The effects of mycorrhizal-associated trees on the belowground food web

Background/Question/Methods

Aboveground and belowground systems are known to link plant and microbial groups; however, their relationship to belowground fauna is less understood. The relationship between fungi and plant roots have increasing become a linkage to the above and belowground world. Ectomycorrhizal (ECM) and arbuscular mycorrhizal (AM) fungi form mutualistic relationships with plant roots. These associated plants have different leaf-litter chemistry, microbial communities, and cycle nutrients in distinct ways. Still, we have a limited understanding of whether varying abundances of ECM and AM-associated plants can serve as a predictive trait to describe belowground animal community structure and composition. To assess vegetation’s role on faunal structure, we studied whether tree species and root-associated mycorrhizal symbionts are correlated with soil microarthropod communities. We utilized three natural tree gradients that shift from species of trees associating with AM to trees associated with ECM fungi, which we refer to as the ECM Tree Index. Using amplicon sequencing, we test the predictive capability of the ECM Tree Index for estimating fungal abundances in three forested sites and test its ability to estimate soil microarthropod abundance.
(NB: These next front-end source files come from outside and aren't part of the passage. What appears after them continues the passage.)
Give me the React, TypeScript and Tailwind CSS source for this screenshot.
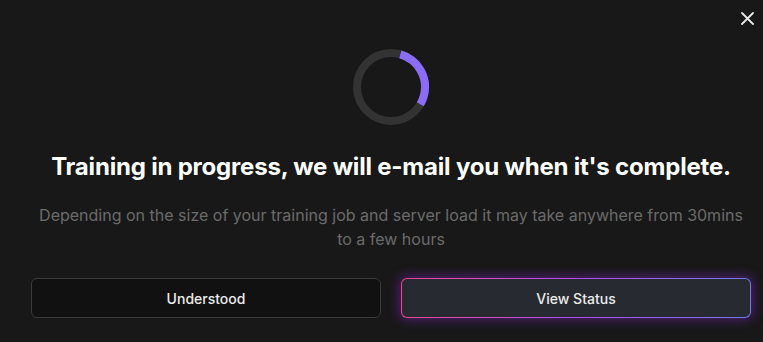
const Spinner = () => {
  const r = 34;
  const c = 2 * Math.PI * r;
  return (
    <svg width="80" height="80" viewBox="0 0 80 80" className="block">
      <circle cx="40" cy="40" r={r} fill="none" stroke="#333333" strokeWidth="8" />
      <circle
        cx="40"
        cy="40"
        r={r}
        fill="none"
        stroke="#8b6cf7"
        strokeWidth="8"
        strokeDasharray={`${c * 0.29} ${c}`}
        transform="rotate(-74 40 40)"
      />
    </svg>
  );
};

export default function App() {
  return (
    <main className="relative w-[763px] h-[342px] bg-[#181818] font-['Inter',sans-serif] overflow-hidden">
      {/* close */}
      <button className="absolute left-[741px] top-[12px] text-[#e8e8e8]">
        <svg width="13" height="13" viewBox="0 0 13 13" className="block">
          <path d="M1 1 L12 12 M12 1 L1 12" stroke="currentColor" strokeWidth="1.8" strokeLinecap="round" />
        </svg>
      </button>

      <section className="flex flex-col items-center pl-[31px] pr-[12px] pt-[47px]">
        <Spinner />

        <h1 className="mt-[24px] text-[24px] leading-[32px] font-bold text-white text-center tracking-[-0.2px]">
          Training in progress, we will e-mail you when it's complete.
        </h1>

        <p className="mt-[20px] px-[8px] text-[16px] leading-[24px] text-[#6b6b6b] text-center">
          Depending on the size of your training job and server load it may take anywhere from 30mins to a few hours
        </p>

        <div className="mt-[27px] w-full flex gap-[20px]">
          <button className="flex-1 h-[40px] rounded-md border border-[#3a3a3a] bg-[#111111] text-[14px] font-medium text-[#ececec]">
            Understood
          </button>
          <div className="flex-1 rounded-md p-px bg-gradient-to-r from-[#f0448f] via-[#b14cf0] to-[#6b7cf7] shadow-[0_0_12px_2px_rgba(140,40,220,0.45)]">
            <button className="w-full h-[38px] rounded-[5px] bg-[#272a31] text-[14px] font-medium text-[#ececec]">
              View Status
            </button>
          </div>
        </div>
      </section>
    </main>
  );
}
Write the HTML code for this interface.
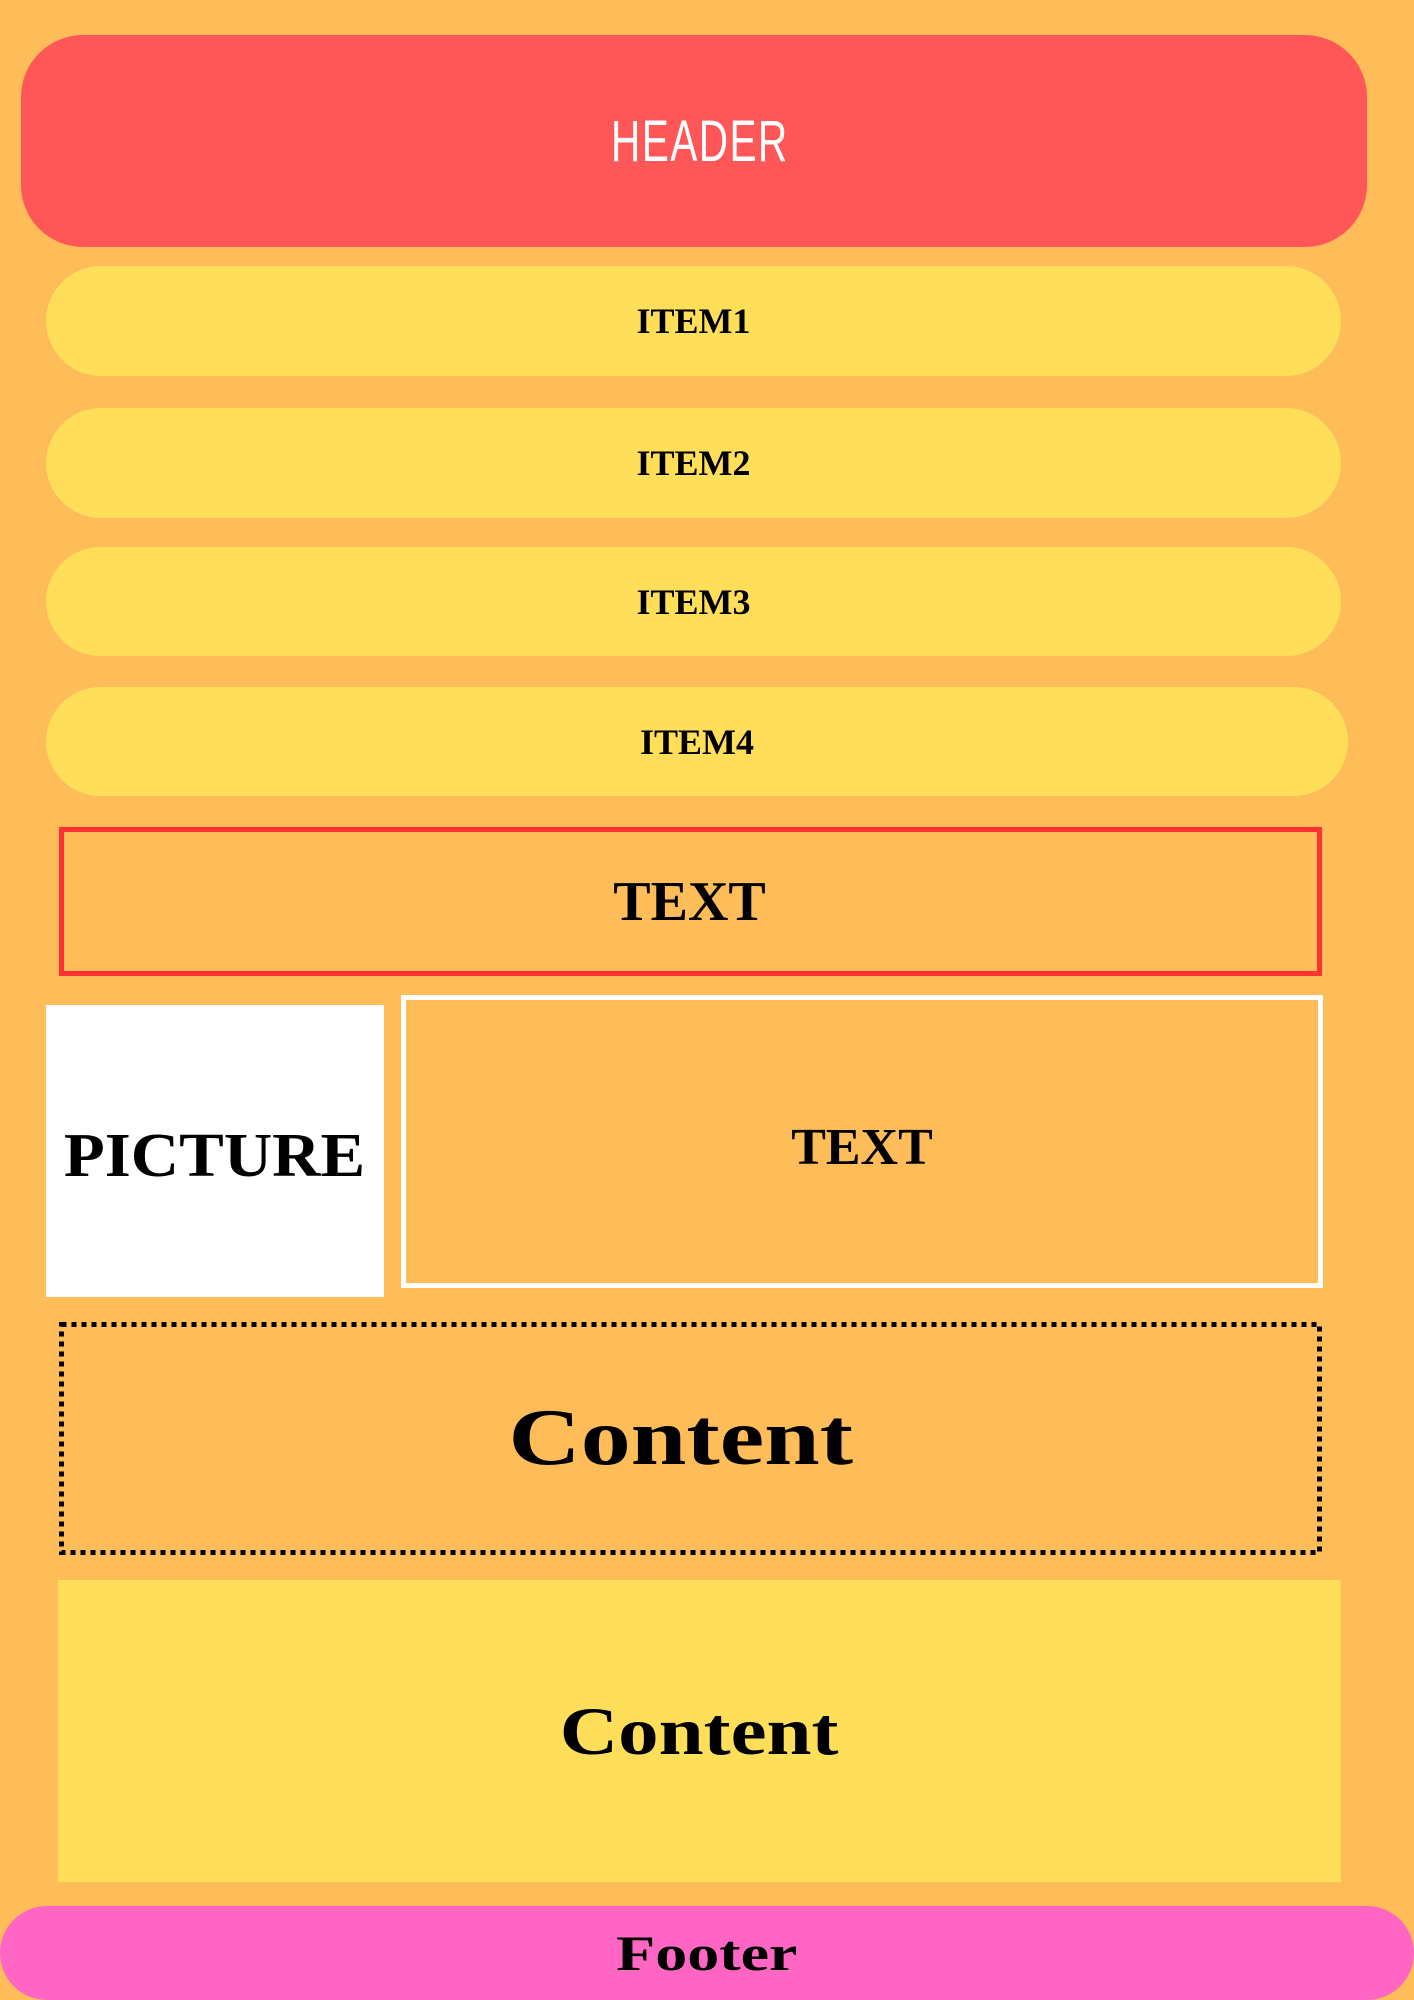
<!DOCTYPE html>
<html><head><meta charset="utf-8"><style>
html,body{margin:0;padding:0}
body{width:1414px;height:2000px;background:#FEBD59;position:relative;overflow:hidden;font-family:"Liberation Serif",serif;font-weight:bold;color:#000}
.b{position:absolute;box-sizing:border-box;display:flex;align-items:center;justify-content:center}
.hd{left:21px;top:35px;width:1346px;height:212px;background:#FF5757;border-radius:62px;color:#fff;font-family:"Liberation Sans Narrow","Liberation Sans",sans-serif;font-weight:normal;font-size:58px;letter-spacing:2px}
.it{left:46px;width:1295px;height:110px;background:#FFDE59;border-radius:55px;font-size:36px}
.it span{display:inline-block;transform:scaleX(1.0)}
</style></head><body>
<div class="b hd"><span style="display:inline-block;transform:scaleX(0.7);margin-left:12px">HEADER</span></div>
<div class="b it" style="top:266px"><span>ITEM1</span></div>
<div class="b it" style="top:408px"><span>ITEM2</span></div>
<div class="b it" style="top:547px;height:109px"><span>ITEM3</span></div>
<div class="b it" style="top:687px;width:1302px;height:109px"><span style="margin-left:0px">ITEM4</span></div>
<div class="b" style="left:59px;top:827px;width:1263px;height:149px;border:5px solid #FF3131;font-size:56px"><span style="margin-left:-2px">TEXT</span></div>
<div class="b" style="left:46px;top:1005px;width:338px;height:292px;background:#fff;font-size:62px;align-items:flex-start;padding-top:116px"><span style="display:inline-block;transform:scaleX(1.08)">PICTURE</span></div>
<div class="b" style="left:401px;top:995px;width:922px;height:293px;border:5px solid #fff;font-size:52px;align-items:flex-start;padding-top:118px"><span>TEXT</span></div>
<svg style="position:absolute;left:59px;top:1322px" width="1263" height="233"><rect x="2.5" y="2.5" width="1258" height="228" fill="none" stroke="#000" stroke-width="5" stroke-dasharray="5 5"/></svg>
<div class="b" style="left:59px;top:1322px;width:1263px;height:233px;font-size:80px"><span style="margin-left:-20px;display:inline-block;transform:scaleX(1.25)">Content</span></div>
<div class="b" style="left:58px;top:1580px;width:1283px;height:302px;background:#FFDE59;font-size:68px"><span style="display:inline-block;transform:scaleX(1.19)">Content</span></div>
<div class="b" style="left:0;top:1906px;width:1414px;height:94px;background:#FF66C4;border-radius:47px;font-size:50px"><span style="display:inline-block;transform:scaleX(1.28)">Footer</span></div>
</body></html>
We predicted microarthropods would be more abundant in ECM-dominated stands because of an increase in fungal abundance and a higher C: N.

Results/Conclusions

We confirmed the ECM Tree Index hosted different but predictable fungal communities along the gradient. Additionally, we found the ECM Tree Index plays a significant role in predicting most fungivore and predator abundances when paired with litter depth. Fungivore (oribatid mites) and predator (mesostigmatid mites) abundance increased by 2X as plots shifted from AM-dominated systems to ECM-dominated systems. Predator abundances were tightly correlated with fungivores, suggesting substantial bottom-up control for this predatory group. We found oribatids and predacious mesostigmatids linearly increased with the ECM Tree Index, following a presumed change in fungal abundance. Contrary to our prediction, changes in Collembolan (fungivore and microbivore) abundances were not explained by the ECM Tree Index but were explained mainly by litter depth and abiotic site differences. These results suggest basal resources and litter depth drive oribatid and mesostigmatid mites. In contrast, local differences like litter depth and soil habitat properties are more important for structuring Collembolan communities.